- [EXERCISE]:
Copy out the whole listing exactly as written, leaving the pictures behind.

- [DATA SHOWN]:
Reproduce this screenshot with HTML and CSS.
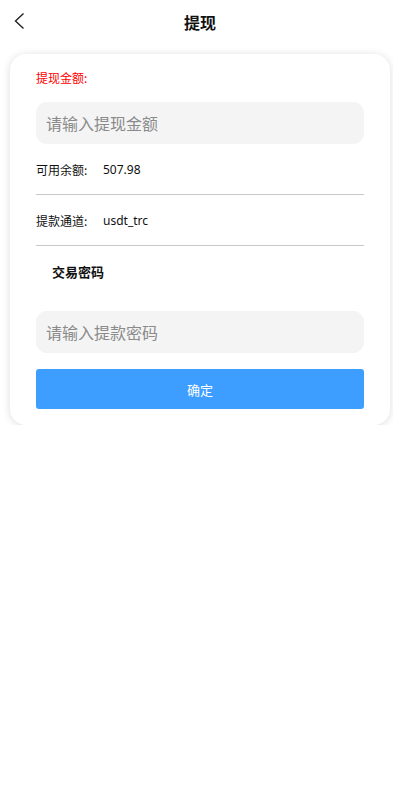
FILE: index.html
```html
<!DOCTYPE html>
<html lang="zh">
<head>
<meta charset="utf-8">
<meta name="viewport" content="width=device-width, initial-scale=1">
<link rel="stylesheet" href="styles.css">
<title>提现</title>
</head>
<body>
<header class="topbar">
  <span class="back">
    <svg width="12" height="18" viewBox="0 0 12 18"><path d="M10.5 1.5 L2.5 9 L10.5 16.5" fill="none" stroke="#222" stroke-width="1.4"/></svg>
  </span>
  <h1 class="title">提现</h1>
</header>
<main class="card">
  <div class="label-red">提现金额:</div>
  <div class="field"><input class="input" placeholder="请输入提现金额"></div>
  <div class="row"><span class="row-key">可用余额:</span><span class="row-val">507.98</span></div>
  <div class="row"><span class="row-key">提款通道:</span><span class="row-val">usdt_trc</span></div>
  <div class="label-bold">交易密码</div>
  <div class="field field-pw"><input class="input" type="password" placeholder="请输入提款密码"></div>
  <button class="submit">确定</button>
</main>
</body>
</html>
```
FILE: styles.css
```css
* { box-sizing: border-box; }
html, body { margin: 0; padding: 0; background: #fff; }
body {
  font-family: "Noto Sans CJK SC", "Noto Sans", sans-serif;
  color: #111;
}
.topbar {
  position: relative;
  height: 44px;
  display: flex;
  align-items: center;
  justify-content: center;
  padding-left: 7px;
}
.back {
  position: absolute;
  left: 13px;
  top: 12px;
  display: flex;
}
.title {
  margin: 0;
  font-size: 16px;
  font-weight: 700;
  line-height: 44px;
}
.card {
  margin: 10px 3px 0 10px;
  background: #fff;
  border-radius: 16px;
  box-shadow: 0 1px 9px rgba(0,0,0,0.14);
  padding: 15px 26px 16px 26px;
  display: flex;
  flex-direction: column;
}
.label-red {
  color: #f00;
  font-size: 12px;
  line-height: 18px;
}
.field {
  margin-top: 15px;
  height: 42px;
  background: #f4f4f4;
  border-radius: 11px;
  display: flex;
  align-items: center;
  padding: 0 10px;
}
.input {
  border: none;
  outline: none;
  background: transparent;
  width: 100%;
  font-family: inherit;
  font-size: 16px;
  color: #333;
  padding: 0;
}
.input::placeholder { color: #8a8a8a; }
.row {
  height: 51px;
  display: flex;
  align-items: center;
  border-bottom: 1px solid #c8c8c8;
  font-size: 12px;
}
.row-key { width: 67px; }
.row-val { font-family: "Noto Sans", sans-serif; }
.label-bold {
  font-weight: 700;
  font-size: 13px;
  padding-left: 16px;
  height: 51px;
  display: flex;
  align-items: center;
}
.field-pw { margin-top: 14px; }
.submit {
  margin-top: 16px;
  height: 40px;
  border: none;
  border-radius: 3px;
  background: #3d9eff;
  color: #fff;
  font-family: inherit;
  font-size: 13px;
}
```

- [EXPECTED OUTPUT]:
Reproduce this screenshot with HTML and CSS.
FILE: index.html
```html
<!DOCTYPE html>
<html lang="zh">
<head>
<meta charset="utf-8">
<meta name="viewport" content="width=device-width, initial-scale=1">
<link rel="stylesheet" href="styles.css">
<title>提现</title>
</head>
<body>
<header class="topbar">
  <span class="back">
    <svg width="12" height="18" viewBox="0 0 12 18"><path d="M10.5 1.5 L2.5 9 L10.5 16.5" fill="none" stroke="#222" stroke-width="1.4"/></svg>
  </span>
  <h1 class="title">提现</h1>
</header>
<main class="card">
  <div class="label-red">提现金额:</div>
  <div class="field"><input class="input" placeholder="请输入提现金额"></div>
  <div class="row"><span class="row-key">可用余额:</span><span class="row-val">507.98</span></div>
  <div class="row"><span class="row-key">提款通道:</span><span class="row-val">usdt_trc</span></div>
  <div class="label-bold">交易密码</div>
  <div class="field field-pw"><input class="input" type="password" placeholder="请输入提款密码"></div>
  <button class="submit">确定</button>
</main>
</body>
</html>
```
FILE: styles.css
```css
* { box-sizing: border-box; }
html, body { margin: 0; padding: 0; background: #fff; }
body {
  font-family: "Noto Sans CJK SC", "Noto Sans", sans-serif;
  color: #111;
}
.topbar {
  position: relative;
  height: 44px;
  display: flex;
  align-items: center;
  justify-content: center;
  padding-left: 7px;
}
.back {
  position: absolute;
  left: 13px;
  top: 12px;
  display: flex;
}
.title {
  margin: 0;
  font-size: 16px;
  font-weight: 700;
  line-height: 44px;
}
.card {
  margin: 10px 3px 0 10px;
  background: #fff;
  border-radius: 16px;
  box-shadow: 0 1px 9px rgba(0,0,0,0.14);
  padding: 15px 26px 16px 26px;
  display: flex;
  flex-direction: column;
}
.label-red {
  color: #f00;
  font-size: 12px;
  line-height: 18px;
}
.field {
  margin-top: 15px;
  height: 42px;
  background: #f4f4f4;
  border-radius: 11px;
  display: flex;
  align-items: center;
  padding: 0 10px;
}
.input {
  border: none;
  outline: none;
  background: transparent;
  width: 100%;
  font-family: inherit;
  font-size: 16px;
  color: #333;
  padding: 0;
}
.input::placeholder { color: #8a8a8a; }
.row {
  height: 51px;
  display: flex;
  align-items: center;
  border-bottom: 1px solid #c8c8c8;
  font-size: 12px;
}
.row-key { width: 67px; }
.row-val { font-family: "Noto Sans", sans-serif; }
.label-bold {
  font-weight: 700;
  font-size: 13px;
  padding-left: 16px;
  height: 51px;
  display: flex;
  align-items: center;
}
.field-pw { margin-top: 14px; }
.submit {
  margin-top: 16px;
  height: 40px;
  border: none;
  border-radius: 3px;
  background: #3d9eff;
  color: #fff;
  font-family: inherit;
  font-size: 13px;
}
```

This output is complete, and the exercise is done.